What you are asked to do: Exclude the pictures, then repeat the remaining data exactly.
* Begin Collected data *
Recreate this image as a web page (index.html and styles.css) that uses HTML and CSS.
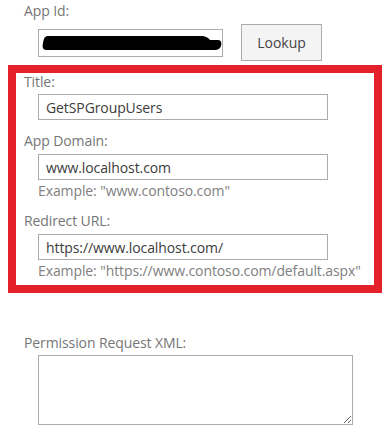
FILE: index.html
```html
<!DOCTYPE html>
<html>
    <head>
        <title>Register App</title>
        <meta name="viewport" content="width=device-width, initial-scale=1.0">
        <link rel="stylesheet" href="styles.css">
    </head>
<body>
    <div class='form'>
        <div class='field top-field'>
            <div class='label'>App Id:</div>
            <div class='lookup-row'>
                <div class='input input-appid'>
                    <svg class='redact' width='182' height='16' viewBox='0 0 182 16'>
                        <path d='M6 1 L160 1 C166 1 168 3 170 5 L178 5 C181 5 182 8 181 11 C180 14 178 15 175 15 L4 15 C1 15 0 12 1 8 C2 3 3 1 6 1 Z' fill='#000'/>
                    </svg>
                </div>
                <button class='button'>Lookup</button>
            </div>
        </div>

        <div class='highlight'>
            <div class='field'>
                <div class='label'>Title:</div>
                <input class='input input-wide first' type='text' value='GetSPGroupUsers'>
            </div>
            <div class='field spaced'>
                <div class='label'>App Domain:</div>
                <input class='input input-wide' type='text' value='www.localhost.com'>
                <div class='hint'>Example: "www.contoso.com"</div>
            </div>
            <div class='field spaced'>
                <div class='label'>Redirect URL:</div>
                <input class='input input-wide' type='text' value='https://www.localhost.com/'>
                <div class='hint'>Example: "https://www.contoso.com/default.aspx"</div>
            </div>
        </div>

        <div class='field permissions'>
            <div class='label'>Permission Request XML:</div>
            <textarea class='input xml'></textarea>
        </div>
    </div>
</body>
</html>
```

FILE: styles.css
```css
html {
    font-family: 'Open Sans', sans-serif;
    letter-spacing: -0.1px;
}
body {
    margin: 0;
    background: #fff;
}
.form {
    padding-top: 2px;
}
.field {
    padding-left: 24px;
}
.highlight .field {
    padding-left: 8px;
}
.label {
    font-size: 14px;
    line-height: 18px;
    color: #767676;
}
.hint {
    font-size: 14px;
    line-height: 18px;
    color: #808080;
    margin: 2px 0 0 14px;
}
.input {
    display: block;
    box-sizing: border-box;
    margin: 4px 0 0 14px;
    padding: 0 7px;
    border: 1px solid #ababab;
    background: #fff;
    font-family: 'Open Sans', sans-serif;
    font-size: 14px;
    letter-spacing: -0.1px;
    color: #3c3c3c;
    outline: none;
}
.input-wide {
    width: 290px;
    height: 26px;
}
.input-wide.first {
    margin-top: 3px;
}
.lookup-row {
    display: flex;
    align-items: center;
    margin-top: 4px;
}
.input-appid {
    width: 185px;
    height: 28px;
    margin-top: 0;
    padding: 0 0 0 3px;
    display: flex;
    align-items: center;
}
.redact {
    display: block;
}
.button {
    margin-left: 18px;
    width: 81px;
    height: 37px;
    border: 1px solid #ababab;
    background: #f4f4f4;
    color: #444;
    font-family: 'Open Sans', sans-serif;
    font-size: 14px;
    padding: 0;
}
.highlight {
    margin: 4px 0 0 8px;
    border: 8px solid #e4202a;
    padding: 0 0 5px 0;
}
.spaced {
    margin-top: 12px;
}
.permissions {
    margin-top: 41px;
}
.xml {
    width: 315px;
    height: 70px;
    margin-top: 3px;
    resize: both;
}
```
* End Collected data *
Solution for this exercise:
Recreate this image as a web page (index.html and styles.css) that uses HTML and CSS.
FILE: index.html
```html
<!DOCTYPE html>
<html>
    <head>
        <title>Register App</title>
        <meta name="viewport" content="width=device-width, initial-scale=1.0">
        <link rel="stylesheet" href="styles.css">
    </head>
<body>
    <div class='form'>
        <div class='field top-field'>
            <div class='label'>App Id:</div>
            <div class='lookup-row'>
                <div class='input input-appid'>
                    <svg class='redact' width='182' height='16' viewBox='0 0 182 16'>
                        <path d='M6 1 L160 1 C166 1 168 3 170 5 L178 5 C181 5 182 8 181 11 C180 14 178 15 175 15 L4 15 C1 15 0 12 1 8 C2 3 3 1 6 1 Z' fill='#000'/>
                    </svg>
                </div>
                <button class='button'>Lookup</button>
            </div>
        </div>

        <div class='highlight'>
            <div class='field'>
                <div class='label'>Title:</div>
                <input class='input input-wide first' type='text' value='GetSPGroupUsers'>
            </div>
            <div class='field spaced'>
                <div class='label'>App Domain:</div>
                <input class='input input-wide' type='text' value='www.localhost.com'>
                <div class='hint'>Example: "www.contoso.com"</div>
            </div>
            <div class='field spaced'>
                <div class='label'>Redirect URL:</div>
                <input class='input input-wide' type='text' value='https://www.localhost.com/'>
                <div class='hint'>Example: "https://www.contoso.com/default.aspx"</div>
            </div>
        </div>

        <div class='field permissions'>
            <div class='label'>Permission Request XML:</div>
            <textarea class='input xml'></textarea>
        </div>
    </div>
</body>
</html>
```

FILE: styles.css
```css
html {
    font-family: 'Open Sans', sans-serif;
    letter-spacing: -0.1px;
}
body {
    margin: 0;
    background: #fff;
}
.form {
    padding-top: 2px;
}
.field {
    padding-left: 24px;
}
.highlight .field {
    padding-left: 8px;
}
.label {
    font-size: 14px;
    line-height: 18px;
    color: #767676;
}
.hint {
    font-size: 14px;
    line-height: 18px;
    color: #808080;
    margin: 2px 0 0 14px;
}
.input {
    display: block;
    box-sizing: border-box;
    margin: 4px 0 0 14px;
    padding: 0 7px;
    border: 1px solid #ababab;
    background: #fff;
    font-family: 'Open Sans', sans-serif;
    font-size: 14px;
    letter-spacing: -0.1px;
    color: #3c3c3c;
    outline: none;
}
.input-wide {
    width: 290px;
    height: 26px;
}
.input-wide.first {
    margin-top: 3px;
}
.lookup-row {
    display: flex;
    align-items: center;
    margin-top: 4px;
}
.input-appid {
    width: 185px;
    height: 28px;
    margin-top: 0;
    padding: 0 0 0 3px;
    display: flex;
    align-items: center;
}
.redact {
    display: block;
}
.button {
    margin-left: 18px;
    width: 81px;
    height: 37px;
    border: 1px solid #ababab;
    background: #f4f4f4;
    color: #444;
    font-family: 'Open Sans', sans-serif;
    font-size: 14px;
    padding: 0;
}
.highlight {
    margin: 4px 0 0 8px;
    border: 8px solid #e4202a;
    padding: 0 0 5px 0;
}
.spaced {
    margin-top: 12px;
}
.permissions {
    margin-top: 41px;
}
.xml {
    width: 315px;
    height: 70px;
    margin-top: 3px;
    resize: both;
}
```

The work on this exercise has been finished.